'Liberal peace' theories argue that there is a strong tendency for domestic and international peace to follow when the large majority of individuals in a society have control over decisions in both political and economic issues. The theories assume common people have a self-interest in peace, since they normally can obtain material and non-material well-being only during peace. Hence, peace may be secured if narrow groups and would-be elites can be restrained through effective political institutions. Interstate trade serves as an analogous constraint on state leaders.
The dissertation studies theoretically and empirically the empirical evidence for the liberal peace both for domestic and interstate conflicts. For interstate conflicts, the investigation supports the liberal peace hypotheses: pairs of states that are democratic and/or trade extensively, have a low risk of militarized conflict. However, the dissertation points out there are limits to the liberal peace: the evidence for it is clearly strongest in relations between developed countries, and that trade reduces conflict mainly in symmetrical dyads.
Parallel results are found for domestic conflicts. Overall, democracies widely defined are no less civil war-prone than non-democracies. However, political systems that are consistently democratic along several dimensions, such as the degree of participation, the extent of constraints on the executive, and the extent to which the executive is popularly elected, have less internal conflicts than systems that mix democratic and non-democratic traits. Likewise, consolidated democracies are more peaceful than newly established democracies.
The domestic democratic peace is also contingent on economic development. Democracies are normally more consistent and more consolidated and stable in middle- and high-income countries than in low-income countries, and are therefore more effective in maintaining domestic peace.

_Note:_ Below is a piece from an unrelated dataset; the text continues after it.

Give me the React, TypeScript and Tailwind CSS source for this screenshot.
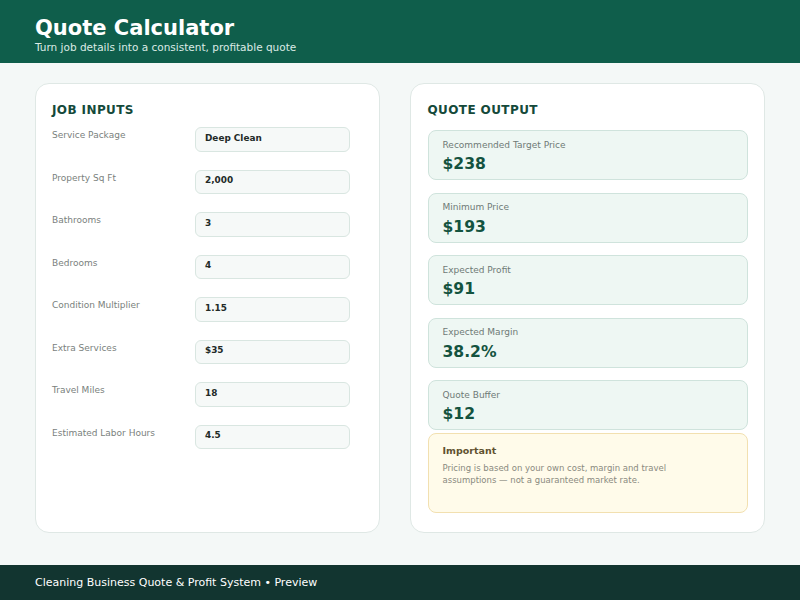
const inputs = [
  ['Service Package', 'Deep Clean'],
  ['Property Sq Ft', '2,000'],
  ['Bathrooms', '3'],
  ['Bedrooms', '4'],
  ['Condition Multiplier', '1.15'],
  ['Extra Services', '$35'],
  ['Travel Miles', '18'],
  ['Estimated Labor Hours', '4.5'],
];

const outputs = [
  ['Recommended Target Price', '$238'],
  ['Minimum Price', '$193'],
  ['Expected Profit', '$91'],
  ['Expected Margin', '38.2%'],
  ['Quote Buffer', '$12'],
];

export default function App() {
  return (
    <div className="flex h-[600px] w-[800px] flex-col overflow-hidden bg-[#f4f8f7] font-['DejaVu_Sans',sans-serif]">
      <header className="h-[63px] bg-[#0f5e4b] px-[35px] pt-[14px]">
        <h1 className="text-[21px] leading-[28px] font-bold text-white">Quote Calculator</h1>
        <p className="mt-[-1px] text-[10.5px] leading-[12px] text-[#dcebe6]">Turn job details into a consistent, profitable quote</p>
      </header>

      <main className="flex flex-1 gap-[30px] px-[35px] pt-[20px] pb-[32px]">
        <section className="w-[345px] rounded-[14px] border border-[#dfe8e5] bg-white px-[16px] pt-[18px]">
          <h2 className="text-[12px] leading-[16px] font-bold tracking-[0.4px] text-[#14493a]">JOB INPUTS</h2>
          <div className="mt-[9px] flex flex-col gap-[18px]">
            {inputs.map(([label, value]) => (
              <div key={label} className="flex">
                <div className="w-[143px] text-[9px] leading-[16px] text-[#7a7f7d]">{label}</div>
                <div className="h-[24.5px] w-[155px] rounded-[6px] border border-[#d9e6e1] bg-[#f6f9f8] px-[9px] pt-[2.5px] text-[8.9px] leading-[14px] font-bold text-[#222a27]">
                  {value}
                </div>
              </div>
            ))}
          </div>
        </section>

        <section className="w-[355px] rounded-[14px] border border-[#dfe8e5] bg-white px-[16.5px] pt-[18px]">
          <h2 className="text-[12px] leading-[16px] font-bold tracking-[0.4px] text-[#14493a]">QUOTE OUTPUT</h2>
          <div className="mt-[12px] flex flex-col gap-[12.5px]">
            {outputs.map(([label, value]) => (
              <div key={label} className="h-[50px] rounded-[8px] border border-[#cfe3dc] bg-[#eef7f3] px-[14px] pt-[7.5px]">
                <div className="text-[9px] leading-[12px] text-[#6f7a76]">{label}</div>
                <div className="mt-[1.5px] text-[15.6px] leading-[24px] font-bold text-[#14533f]">{value}</div>
              </div>
            ))}
          </div>
          <div className="mt-[2.5px] h-[80px] rounded-[8px] border border-[#f2e0b0] bg-[#fffbea] px-[14px] pt-[10px]">
            <div className="text-[9.5px] leading-[14px] font-bold text-[#5f5230]">Important</div>
            <p className="mt-[4px] text-[8.5px] leading-[12.5px] text-[#8a8a80]">
              Pricing is based on your own cost, margin and travel
              <br />
              assumptions — not a guaranteed market rate.
            </p>
          </div>
        </section>
      </main>

      <footer className="flex h-[35px] items-center bg-[#123530] px-[35px] pt-[1px] text-[11px] text-white">
        Cleaning Business Quote &amp; Profit System • Preview
      </footer>
    </div>
  );
}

The importance of development for the liberal peace is due to several factors. The dissertation highlights two of these: First, education and the absence of poverty strengthens citizens’ ability to constrain rulers that might benefit from war. Second, the increased mobility of assets associated with economic development does not favor forces that seek to gain control over them through the use of physical force. This both favors democratization and reduces the incentives for using military force to conquer territory.